Charlie O, laughing from baseball’s graveyard

It’s not going to happen, but the maestros who orchestrate Major League Baseball had to address the elephant in their room. Yes, MLB had discussed a rule change to allow teams, once every game, to designate any hitter to bat, regardless of where he was in the line-up.

This “Golden At-Bat” rule, or the Designated Hitter on steroids.

The laughter from the graveyard surely comes from Charlie O. Finley, once baseball’s greatest maverick owner. Finley made a live mule his team’s mascot and called him Charlie O. He introduced players with white shoes and long hair. He wanted to use orange baseballs, easier to see on television. Finley — denied buying and selling players for big bucks because it wasn’t “in the best interests of baseball” — forced the introduction of a draft and free agency…where they buy and sell players for big bucks.

The Golden At-Bat would be so Charlie.

Finley loved making headlines, usually featuring his name, but there’s a part of him that people either didn’t know or conveniently forgot. It goes beyond owning the once-famous Oakland A’s, the only team to win three World Series in a row that didn’t play out of Yankee Stadium.

It happens I covered the A’s triple crowns in the ’70s and the first World Series game I saw was in his home park, the Oakland Coliseum. History has made a bigger deal of Charlie’s A’s, but I do recall the word “dynasty” being in many stories. I also remember how, in an age when sportswriters were pampered, Charlie put writers from the other league (National) as far above the field as possible and fed us box lunches; American League writers didn’t have nosebleeds and were served three-course dinners.

Unknown or un-reported then was that he became a baseball maverick because tuberculosis hospitalized young Charlie for a year, long enough for him to see doctors needed disability insurance. Finley promptly made millions selling it, enough to make five attempts to buy a major-league team and, once he succeeded, Finley never forgot where he came from: Birmingham.

At Rickwood Field, still the oldest ballpark in the U.S. and the site of last year’s Field of Dreams Game, Finley had been a batboy when he was 12. By the time he bought the “Kansas City” Athletics, Birmingham had become a melting pot of racism, with no baseball team. Finley brought back the Barons, who innocently broke down racial barriers by integrating fans in the deep south for the first time and became a subtle, unheralded partner in the Civil Rights Movement. It took a book (Southern League) to tell the story.

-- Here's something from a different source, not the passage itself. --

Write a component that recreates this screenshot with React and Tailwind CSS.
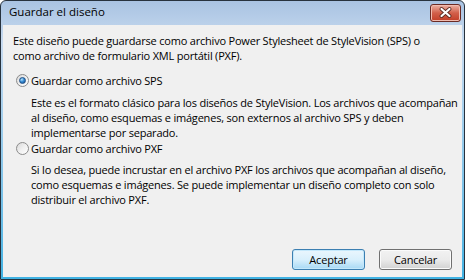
import React from "react";

function Radio({ checked }) {
  return (
    <span className="w-[13px] h-[13px] rounded-full border border-[#8b8b8b] bg-gradient-to-br from-[#d9d9d9] via-[#f0f0f0] to-[#ffffff] flex items-center justify-center shrink-0">
      {checked && (
        <span className="w-[7px] h-[7px] rounded-full border border-[#1f4f86] bg-[radial-gradient(circle_at_35%_30%,#b9e3fb_0%,#3a8fd6_45%,#0d4a8e_100%)]" />
      )}
    </span>
  );
}

function Button({ children, primary }) {
  return (
    <button
      className={
        primary
          ? "w-[73px] h-[21px] rounded-[3px] border border-[#3c7fb1] bg-gradient-to-b from-[#eaf6fd] from-0% via-[#d9f0fc] via-50% to-[#a7d9f5] to-100% text-black shadow-[inset_0_0_0_1px_#c4e8fb]"
          : "w-[73px] h-[21px] rounded-[3px] border border-[#707070] bg-gradient-to-b from-[#f2f2f2] from-0% via-[#ebebeb] via-50% to-[#d2d2d2] to-100% text-black shadow-[inset_0_0_0_1px_#fbfbfb]"
      }
    >
      {children}
    </button>
  );
}

export default function App() {
  return (
    <div
      className="w-[465px] h-[280px] bg-white"
      style={{ fontFamily: '"Open Sans", "Noto Sans", sans-serif' }}
    >
      <div className="w-full h-full rounded-t-[6px] border border-[#27323e] bg-gradient-to-b from-[#a9c3e2] from-0% via-[#c8dbf0] via-15% to-[#3fb2e3] to-100% flex flex-col px-[2px] pb-[2px]">
        {/* title bar */}
        <div className="h-[24px] shrink-0 flex items-center justify-between pl-[6px] pr-[1px] pb-[2px]">
          <span className="text-[11.5px] text-black leading-none">Guardar el diseño</span>
          <span className="w-[31px] h-[18px] mt-[1px] rounded-[3px] border border-[#6b2b24] bg-gradient-to-b from-[#eab0a3] from-0% via-[#d25f4a] via-50% to-[#c23d26] to-100% flex items-center justify-center shadow-[inset_0_0_0_1px_#f1bcb0]">
            <svg width="13" height="11" viewBox="0 0 13 11">
              <path d="M2.5 2 L10.5 9 M10.5 2 L2.5 9" stroke="#5a2a22" strokeWidth="3.8" strokeLinecap="round" />
              <path d="M2.5 2 L10.5 9 M10.5 2 L2.5 9" stroke="#ffffff" strokeWidth="2.2" strokeLinecap="round" />
            </svg>
          </span>
        </div>

        {/* client area */}
        <div className="flex-1 bg-[#f0f0f0] flex flex-col text-[11px] tracking-[-0.2px] leading-[15px] text-black whitespace-nowrap">
          <div className="pl-[10px] pt-[8px]">
            <p>Este diseño puede guardarse como archivo Power Stylesheet de StyleVision (SPS) o</p>
            <p>como archivo de formulario XML portátil (PXF).</p>
          </div>

          <div className="pl-[13px] mt-[10px] h-[15px] flex items-center gap-[2px]">
            <Radio checked />
            <span>Guardar como archivo SPS</span>
          </div>
          <div className="pl-[28px] mt-[7px]">
            <p>Este es el formato clásico para los diseños de StyleVision. Los archivos que acompañan</p>
            <p>al diseño, como esquemas e imágenes, son externos al archivo SPS y deben</p>
            <p>implementarse por separado.</p>
          </div>

          <div className="pl-[13px] mt-[1px] h-[15px] flex items-center gap-[2px]">
            <Radio />
            <span>Guardar como archivo PXF</span>
          </div>
          <div className="pl-[28px] mt-[6px]">
            <p>Si lo desea, puede incrustar en el archivo PXF los archivos que acompañan al diseño,</p>
            <p>como esquemas e imágenes. Se puede implementar un diseño completo con solo</p>
            <p>distribuir el archivo PXF.</p>
          </div>

          <div className="mt-auto flex justify-end gap-[14px] pr-[10px] pb-[7px]">
            <Button primary>Aceptar</Button>
            <Button>Cancelar</Button>
          </div>
        </div>
      </div>
    </div>
  );
}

Today, the Barons are Southern League’s defending champions, a farm team of the Chicago White Sox, one of the big-league teams Finley tried to buy. Like the man who did buy the Sox, Bill Veeck, Charlie was ever the promoter. He got The Beatles into Kansas City on a scheduled off-day during their first tour, paying them six times their going rate, $150,000 to play 31 minutes…in 1964, those were Juan Soto dollars.

Yet Charlie O, the man not the mule, was an egotistical con man disliked by many…even people who didn’t get box lunches.